Clean Energy completes $29.5 million tax credit sale from RNG projects

Published 23/07/2025, 11:40
Clean Energy completes $29.5 million tax credit sale from RNG projects

NEWPORT BEACH, Calif. - Clean Energy Fuels Corp. (NASDAQ:CLNE), a renewable natural gas company with a market capitalization of $462 million, announced Wednesday that its joint venture with BP Products North America Inc., CE bp Renew Co, LLC, has finalized the sale of $29.5 million in investment tax credits (ITC). According to InvestingPro data, the company maintains a healthy financial position with liquid assets exceeding short-term obligations.

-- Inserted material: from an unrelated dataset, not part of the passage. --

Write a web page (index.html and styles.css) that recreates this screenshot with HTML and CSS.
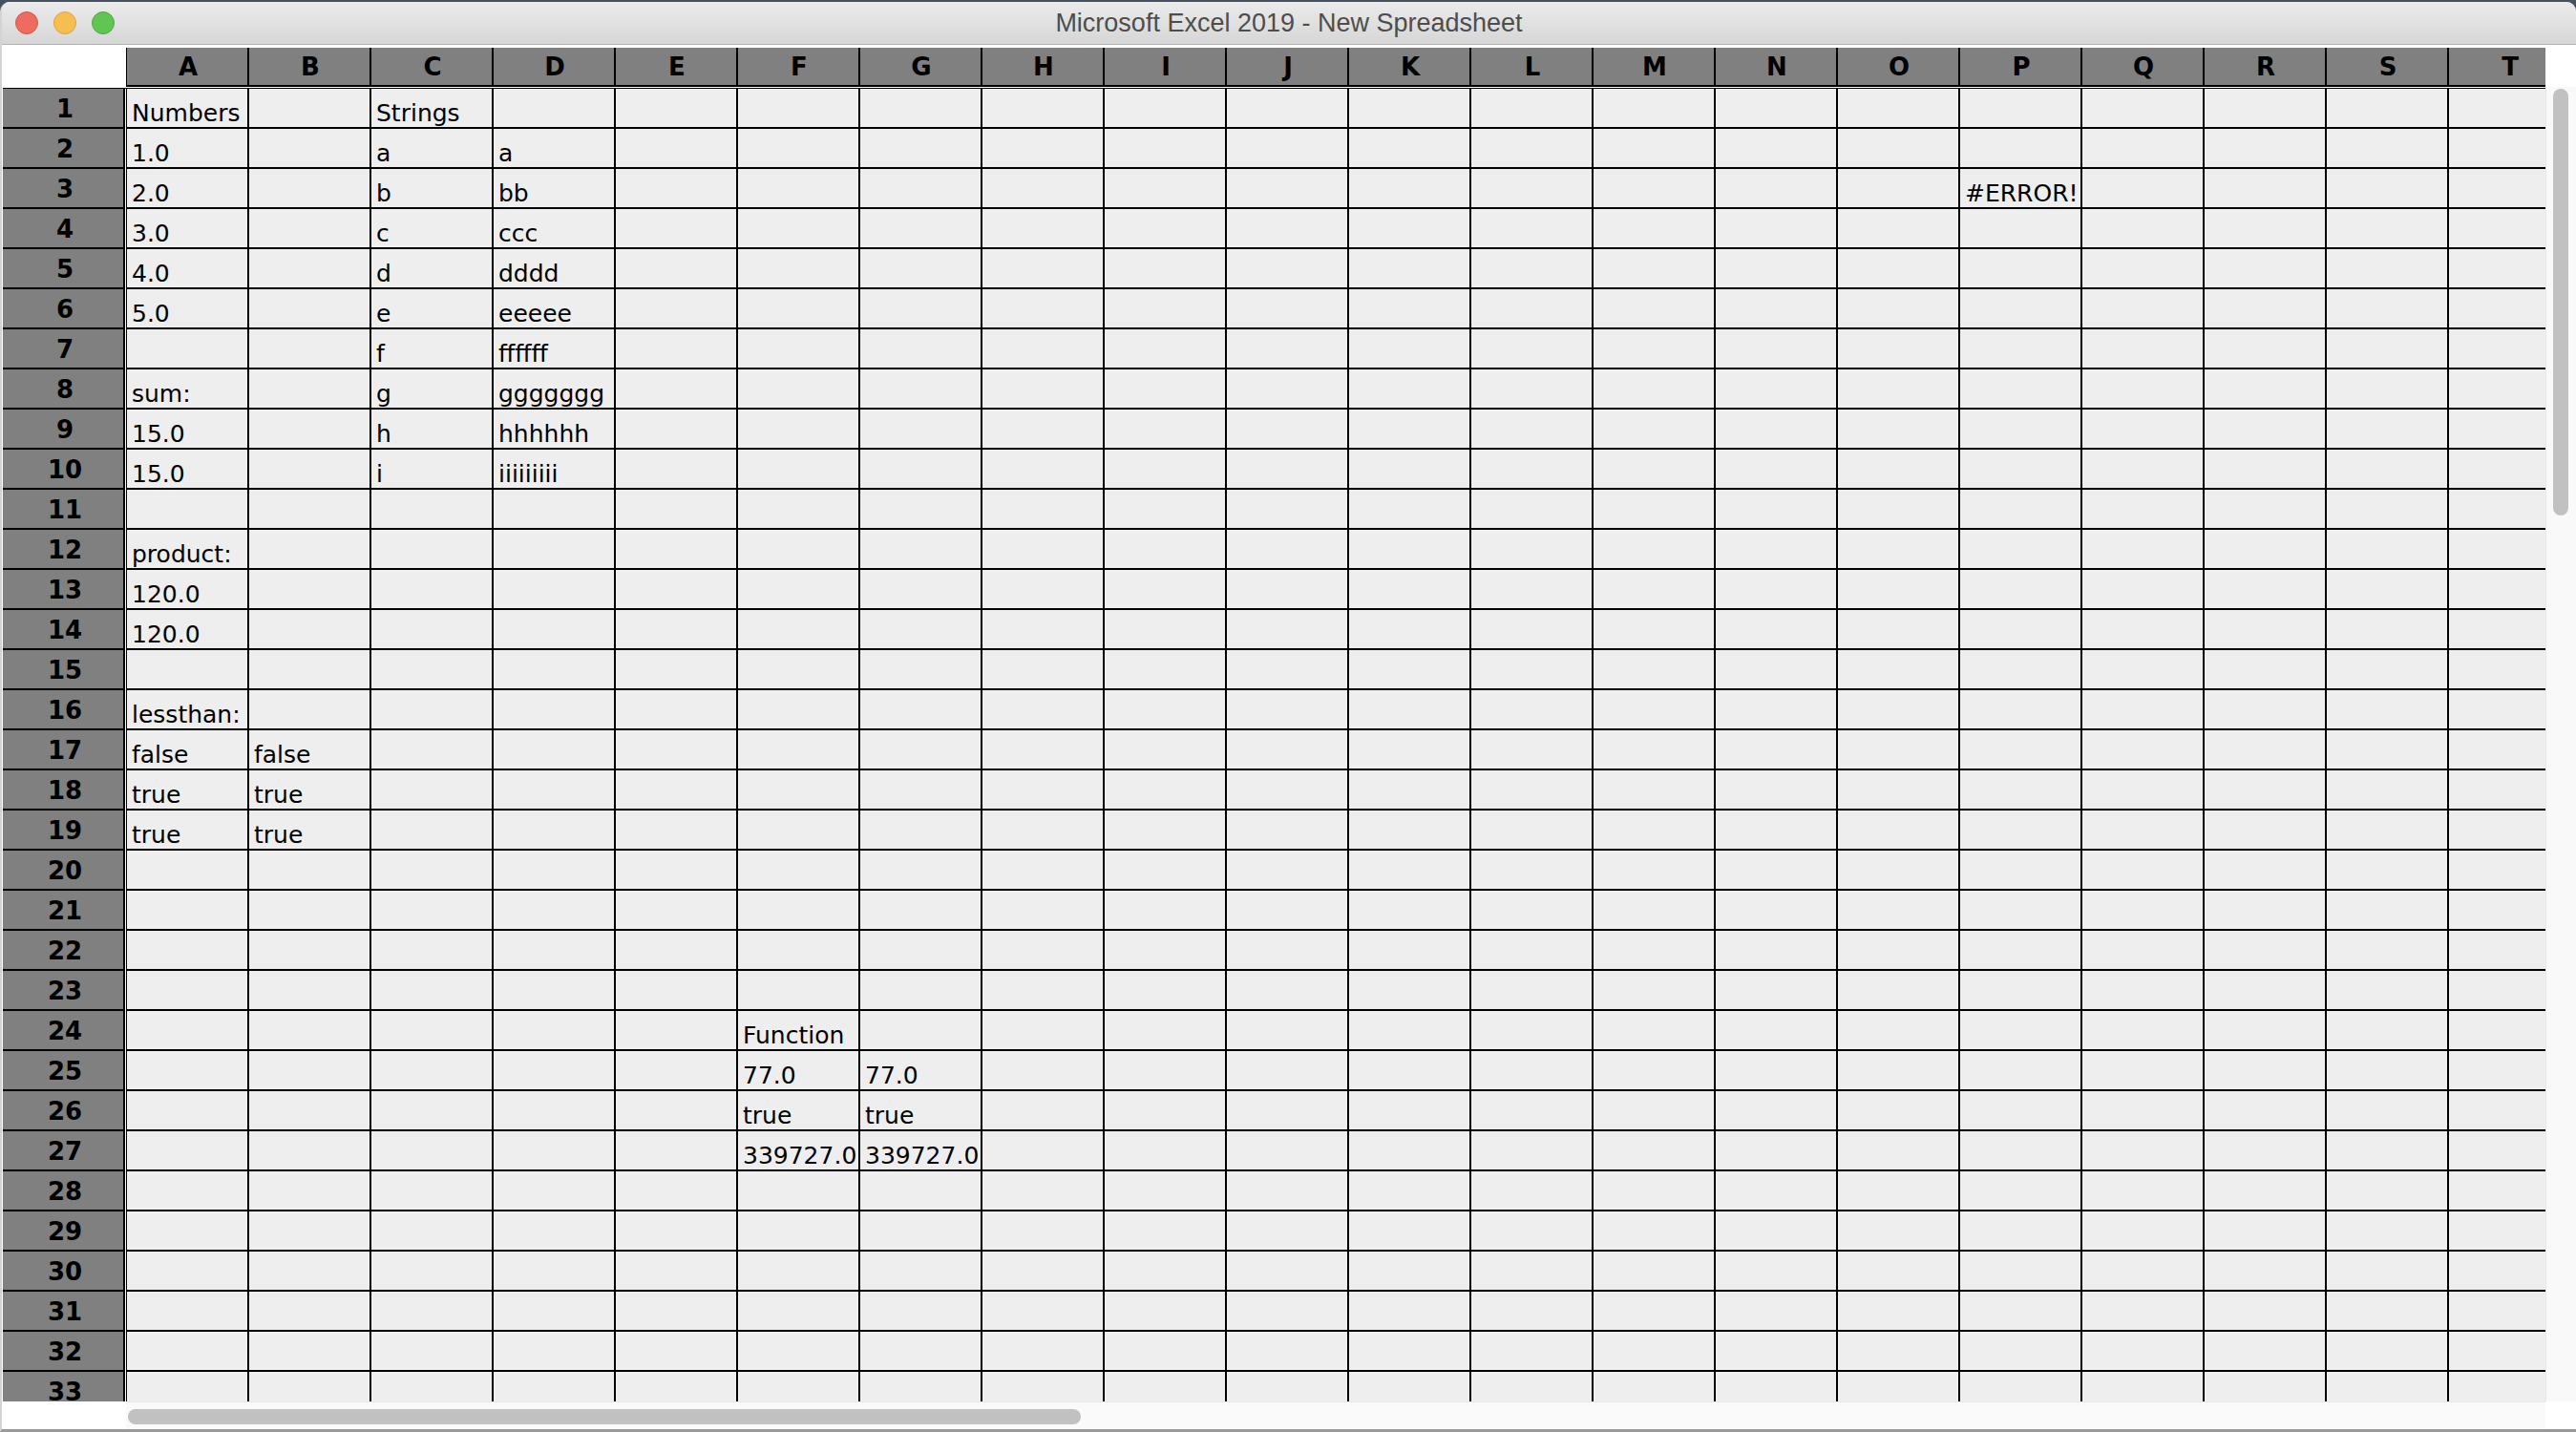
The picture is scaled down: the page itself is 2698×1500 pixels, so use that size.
FILE: index.html
```html
<!DOCTYPE html>
<html>
<head>
<meta charset="utf-8">
<title>Microsoft Excel 2019 - New Spreadsheet</title>
<link rel="stylesheet" href="styles.css">
</head>
<body>
<div class="window">
  <div class="titlebar">
    <div class="lights"><span class="light red"></span><span class="light yellow"></span><span class="light green"></span></div>
    <div class="title">Microsoft Excel 2019 - New Spreadsheet</div>
    <div></div>
  </div>
  <div class="content">
    <div class="sheet">
      <div class="viewport">
        <div class="hdr">
          <div class="corner"></div>
          <div class="cols"><span>A</span><span>B</span><span>C</span><span>D</span><span>E</span><span>F</span><span>G</span><span>H</span><span>I</span><span>J</span><span>K</span><span>L</span><span>M</span><span>N</span><span>O</span><span>P</span><span>Q</span><span>R</span><span>S</span><span>T</span></div>
        </div>
        <div class="rows">
          <div class="row"><div class="rh">1</div><div class="cells"><span>Numbers</span><span></span><span>Strings</span><span></span><span></span><span></span><span></span><span></span><span></span><span></span><span></span><span></span><span></span><span></span><span></span><span></span><span></span><span></span><span></span><span></span></div></div>
          <div class="row"><div class="rh">2</div><div class="cells"><span>1.0</span><span></span><span>a</span><span>a</span><span></span><span></span><span></span><span></span><span></span><span></span><span></span><span></span><span></span><span></span><span></span><span></span><span></span><span></span><span></span><span></span></div></div>
          <div class="row"><div class="rh">3</div><div class="cells"><span>2.0</span><span></span><span>b</span><span>bb</span><span></span><span></span><span></span><span></span><span></span><span></span><span></span><span></span><span></span><span></span><span></span><span>#ERROR!</span><span></span><span></span><span></span><span></span></div></div>
          <div class="row"><div class="rh">4</div><div class="cells"><span>3.0</span><span></span><span>c</span><span>ccc</span><span></span><span></span><span></span><span></span><span></span><span></span><span></span><span></span><span></span><span></span><span></span><span></span><span></span><span></span><span></span><span></span></div></div>
          <div class="row"><div class="rh">5</div><div class="cells"><span>4.0</span><span></span><span>d</span><span>dddd</span><span></span><span></span><span></span><span></span><span></span><span></span><span></span><span></span><span></span><span></span><span></span><span></span><span></span><span></span><span></span><span></span></div></div>
          <div class="row"><div class="rh">6</div><div class="cells"><span>5.0</span><span></span><span>e</span><span>eeeee</span><span></span><span></span><span></span><span></span><span></span><span></span><span></span><span></span><span></span><span></span><span></span><span></span><span></span><span></span><span></span><span></span></div></div>
          <div class="row"><div class="rh">7</div><div class="cells"><span></span><span></span><span>f</span><span>ffffff</span><span></span><span></span><span></span><span></span><span></span><span></span><span></span><span></span><span></span><span></span><span></span><span></span><span></span><span></span><span></span><span></span></div></div>
          <div class="row"><div class="rh">8</div><div class="cells"><span>sum:</span><span></span><span>g</span><span>ggggggg</span><span></span><span></span><span></span><span></span><span></span><span></span><span></span><span></span><span></span><span></span><span></span><span></span><span></span><span></span><span></span><span></span></div></div>
          <div class="row"><div class="rh">9</div><div class="cells"><span>15.0</span><span></span><span>h</span><span>hhhhhh</span><span></span><span></span><span></span><span></span><span></span><span></span><span></span><span></span><span></span><span></span><span></span><span></span><span></span><span></span><span></span><span></span></div></div>
          <div class="row"><div class="rh">10</div><div class="cells"><span>15.0</span><span></span><span>i</span><span>iiiiiiiii</span><span></span><span></span><span></span><span></span><span></span><span></span><span></span><span></span><span></span><span></span><span></span><span></span><span></span><span></span><span></span><span></span></div></div>
          <div class="row"><div class="rh">11</div><div class="cells"><span></span><span></span><span></span><span></span><span></span><span></span><span></span><span></span><span></span><span></span><span></span><span></span><span></span><span></span><span></span><span></span><span></span><span></span><span></span><span></span></div></div>
          <div class="row"><div class="rh">12</div><div class="cells"><span>product:</span><span></span><span></span><span></span><span></span><span></span><span></span><span></span><span></span><span></span><span></span><span></span><span></span><span></span><span></span><span></span><span></span><span></span><span></span><span></span></div></div>
          <div class="row"><div class="rh">13</div><div class="cells"><span>120.0</span><span></span><span></span><span></span><span></span><span></span><span></span><span></span><span></span><span></span><span></span><span></span><span></span><span></span><span></span><span></span><span></span><span></span><span></span><span></span></div></div>
          <div class="row"><div class="rh">14</div><div class="cells"><span>120.0</span><span></span><span></span><span></span><span></span><span></span><span></span><span></span><span></span><span></span><span></span><span></span><span></span><span></span><span></span><span></span><span></span><span></span><span></span><span></span></div></div>
          <div class="row"><div class="rh">15</div><div class="cells"><span></span><span></span><span></span><span></span><span></span><span></span><span></span><span></span><span></span><span></span><span></span><span></span><span></span><span></span><span></span><span></span><span></span><span></span><span></span><span></span></div></div>
          <div class="row"><div class="rh">16</div><div class="cells"><span>lessthan:</span><span></span><span></span><span></span><span></span><span></span><span></span><span></span><span></span><span></span><span></span><span></span><span></span><span></span><span></span><span></span><span></span><span></span><span></span><span></span></div></div>
          <div class="row"><div class="rh">17</div><div class="cells"><span>false</span><span>false</span><span></span><span></span><span></span><span></span><span></span><span></span><span></span><span></span><span></span><span></span><span></span><span></span><span></span><span></span><span></span><span></span><span></span><span></span></div></div>
          <div class="row"><div class="rh">18</div><div class="cells"><span>true</span><span>true</span><span></span><span></span><span></span><span></span><span></span><span></span><span></span><span></span><span></span><span></span><span></span><span></span><span></span><span></span><span></span><span></span><span></span><span></span></div></div>
          <div class="row"><div class="rh">19</div><div class="cells"><span>true</span><span>true</span><span></span><span></span><span></span><span></span><span></span><span></span><span></span><span></span><span></span><span></span><span></span><span></span><span></span><span></span><span></span><span></span><span></span><span></span></div></div>
          <div class="row"><div class="rh">20</div><div class="cells"><span></span><span></span><span></span><span></span><span></span><span></span><span></span><span></span><span></span><span></span><span></span><span></span><span></span><span></span><span></span><span></span><span></span><span></span><span></span><span></span></div></div>
          <div class="row"><div class="rh">21</div><div class="cells"><span></span><span></span><span></span><span></span><span></span><span></span><span></span><span></span><span></span><span></span><span></span><span></span><span></span><span></span><span></span><span></span><span></span><span></span><span></span><span></span></div></div>
          <div class="row"><div class="rh">22</div><div class="cells"><span></span><span></span><span></span><span></span><span></span><span></span><span></span><span></span><span></span><span></span><span></span><span></span><span></span><span></span><span></span><span></span><span></span><span></span><span></span><span></span></div></div>
          <div class="row"><div class="rh">23</div><div class="cells"><span></span><span></span><span></span><span></span><span></span><span></span><span></span><span></span><span></span><span></span><span></span><span></span><span></span><span></span><span></span><span></span><span></span><span></span><span></span><span></span></div></div>
          <div class="row"><div class="rh">24</div><div class="cells"><span></span><span></span><span></span><span></span><span></span><span>Function</span><span></span><span></span><span></span><span></span><span></span><span></span><span></span><span></span><span></span><span></span><span></span><span></span><span></span><span></span></div></div>
          <div class="row"><div class="rh">25</div><div class="cells"><span></span><span></span><span></span><span></span><span></span><span>77.0</span><span>77.0</span><span></span><span></span><span></span><span></span><span></span><span></span><span></span><span></span><span></span><span></span><span></span><span></span><span></span></div></div>
          <div class="row"><div class="rh">26</div><div class="cells"><span></span><span></span><span></span><span></span><span></span><span>true</span><span>true</span><span></span><span></span><span></span><span></span><span></span><span></span><span></span><span></span><span></span><span></span><span></span><span></span><span></span></div></div>
          <div class="row"><div class="rh">27</div><div class="cells"><span></span><span></span><span></span><span></span><span></span><span>339727.0</span><span>339727.0</span><span></span><span></span><span></span><span></span><span></span><span></span><span></span><span></span><span></span><span></span><span></span><span></span><span></span></div></div>
          <div class="row"><div class="rh">28</div><div class="cells"><span></span><span></span><span></span><span></span><span></span><span></span><span></span><span></span><span></span><span></span><span></span><span></span><span></span><span></span><span></span><span></span><span></span><span></span><span></span><span></span></div></div>
          <div class="row"><div class="rh">29</div><div class="cells"><span></span><span></span><span></span><span></span><span></span><span></span><span></span><span></span><span></span><span></span><span></span><span></span><span></span><span></span><span></span><span></span><span></span><span></span><span></span><span></span></div></div>
          <div class="row"><div class="rh">30</div><div class="cells"><span></span><span></span><span></span><span></span><span></span><span></span><span></span><span></span><span></span><span></span><span></span><span></span><span></span><span></span><span></span><span></span><span></span><span></span><span></span><span></span></div></div>
          <div class="row"><div class="rh">31</div><div class="cells"><span></span><span></span><span></span><span></span><span></span><span></span><span></span><span></span><span></span><span></span><span></span><span></span><span></span><span></span><span></span><span></span><span></span><span></span><span></span><span></span></div></div>
          <div class="row"><div class="rh">32</div><div class="cells"><span></span><span></span><span></span><span></span><span></span><span></span><span></span><span></span><span></span><span></span><span></span><span></span><span></span><span></span><span></span><span></span><span></span><span></span><span></span><span></span></div></div>
          <div class="row"><div class="rh">33</div><div class="cells"><span></span><span></span><span></span><span></span><span></span><span></span><span></span><span></span><span></span><span></span><span></span><span></span><span></span><span></span><span></span><span></span><span></span><span></span><span></span><span></span></div></div>
        </div>
      </div>
      <div class="vscroll">
        <div class="vs-top"></div>
        <div class="vs-track"><div class="vs-thumb"></div></div>
      </div>
    </div>
    <div class="hbar">
      <div class="hb-left"></div>
      <div class="hb-track"><div class="hb-thumb"></div></div>
      <div class="hb-right"></div>
    </div>
  </div>
</div>
</body>
</html>
```
FILE: styles.css
```css
* { box-sizing: border-box; }
html, body { margin: 0; padding: 0; }
body {
  width: 2698px;
  height: 1500px;
  overflow: hidden;
  background: #46525f;
  font-family: "DejaVu Sans", "Noto Sans", sans-serif;
}
.window {
  margin-top: 2px;
  height: 1498px;
  display: flex;
  flex-direction: column;
  background: #ffffff;
  border-radius: 10px 10px 0 0;
  border-left: 2px solid #d4d4d4;
  border-bottom: 3px solid #9a9a9a;
  overflow: hidden;
}
.titlebar {
  flex: none;
  height: 45px;
  display: grid;
  grid-template-columns: 1fr auto 1fr;
  align-items: center;
  background: linear-gradient(#ebebeb, #d6d6d6);
  border-bottom: 1px solid #b2b2b2;
}
.lights {
  display: flex;
  gap: 16px;
  padding-left: 14px;
}
.light {
  width: 24px;
  height: 24px;
  border-radius: 50%;
}
.red { background: #ee6b60; border: 1px solid #d5544b; }
.yellow { background: #f6be50; border: 1px solid #dba23c; }
.green { background: #61c554; border: 1px solid #4ea83f; }
.title {
  font-family: "Liberation Sans", Arial, sans-serif;
  font-size: 27px;
  color: #4d4d4d;
}
.content {
  flex: 1;
  display: flex;
  flex-direction: column;
  padding: 3px 0 0 1px;
}
.sheet {
  flex: none;
  height: 1418px;
  display: flex;
}
.viewport {
  width: 2663px;
  flex: none;
  overflow: hidden;
  display: flex;
  flex-direction: column;
}
.hdr {
  flex: none;
  display: flex;
  height: 41px;
  margin-bottom: 1px;
}
.corner {
  width: 129px;
  flex: none;
}
.cols {
  display: flex;
  border-left: 1px solid #000;
}
.cols > span {
  width: 128px;
  flex: none;
  background: #808080;
  border-right: 2px solid #000;
  border-bottom: 2px solid #000;
  display: flex;
  align-items: center;
  justify-content: center;
  padding-left: 2px;
  font-weight: bold;
  font-size: 26px;
  color: #000;
}
.rows {
  flex: none;
  border-top: 1px solid #000;
}
.row {
  display: flex;
  height: 42px;
}
.rh {
  width: 128px;
  flex: none;
  background: #808080;
  border-right: 2px solid #000;
  border-bottom: 2px solid #000;
  display: flex;
  align-items: center;
  justify-content: center;
  padding: 1px 0 0 4px;
  font-weight: bold;
  font-size: 26px;
  color: #000;
}
.cells {
  display: flex;
  margin-left: 1px;
  border-left: 1px solid #000;
}
.cells > span {
  width: 128px;
  flex: none;
  background: #eeeeee;
  border-right: 2px solid #000;
  border-bottom: 2px solid #000;
  display: flex;
  align-items: flex-end;
  padding: 0 1px 0 5px;
  font-size: 25px;
  line-height: 28px;
  color: #000;
  white-space: nowrap;
  overflow: hidden;
}
.vscroll {
  width: 32px;
  flex: none;
  display: flex;
  flex-direction: column;
}
.vs-top {
  height: 41px;
  flex: none;
}
.vs-track {
  flex: 1;
  background: #f9f9f9;
  border-left: 1px solid #e8e8e8;
  padding: 2px 8px 0 7px;
}
.vs-thumb {
  width: 16px;
  height: 447px;
  border-radius: 8px;
  background: #c1c1c1;
}
.hbar {
  flex: 1;
  display: flex;
}
.hb-left {
  width: 129px;
  flex: none;
}
.hb-track {
  width: 2534px;
  flex: none;
  background: #fafafa;
  border-top: 1px solid #e8e8e8;
  padding: 7px 0 0 2px;
}
.hb-thumb {
  width: 998px;
  height: 16px;
  border-radius: 8px;
  background: #c1c1c1;
}
.hb-right {
  flex: 1;
}
```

The transaction represents the third and final ITC sale related to the company’s six operating renewable natural gas (RNG) projects, completing the monetization of all tax credits from these facilities.

The $29.5 million in credits were generated by four dairy RNG production facilities located in Minnesota, Iowa and South Dakota: Ash Grove, Marshall Ridge, VF Renewables and Tri Cross. According to the company, these projects can collectively produce up to an estimated 3.9 million gallons of RNG annually for transportation fleets.

"This transaction highlights the value of our renewable natural gas development portfolio," said Clay Corbus, senior vice president and head of renewable fuels at Clean Energy.

Clean Energy Fuels describes itself as the country’s largest provider of renewable natural gas, which is produced by capturing methane from organic waste. The company operates fueling stations across the U.S. and Canada along with RNG production facilities at dairy farms.

The company’s RNG is used to fuel various vehicles including airport shuttles, city buses, and waste and heavy-duty trucks, helping to reduce greenhouse gas emissions in the transportation sector.

This article is based on information from a Clean Energy Fuels press release statement.

In other recent news, Clean Energy Fuels Corp. reported its first-quarter 2025 earnings, which revealed a significant gap between its earnings per share (EPS) and market expectations. The company posted an EPS of -$0.60, falling short of the forecasted -$0.15. However, Clean Energy Fuels exceeded revenue projections, achieving $103.8 million compared to the anticipated $99.13 million. Additionally, shareholders participated in the company’s annual meeting, where they voted on key proposals, including the election of board directors and the approval of the executive compensation plan. All seven board nominees were elected to serve one-year terms, with votes ranging from approximately 123 million to 136 million. Clean Energy Fuels also announced the expansion of its 2024 Performance Incentive Plan, following shareholder approval. This amendment increases the number of shares available for issuance by 10,750,000, bringing the total to 14,750,000 shares. The expanded plan aims to align the interests of the company’s leadership with those of the shareholders.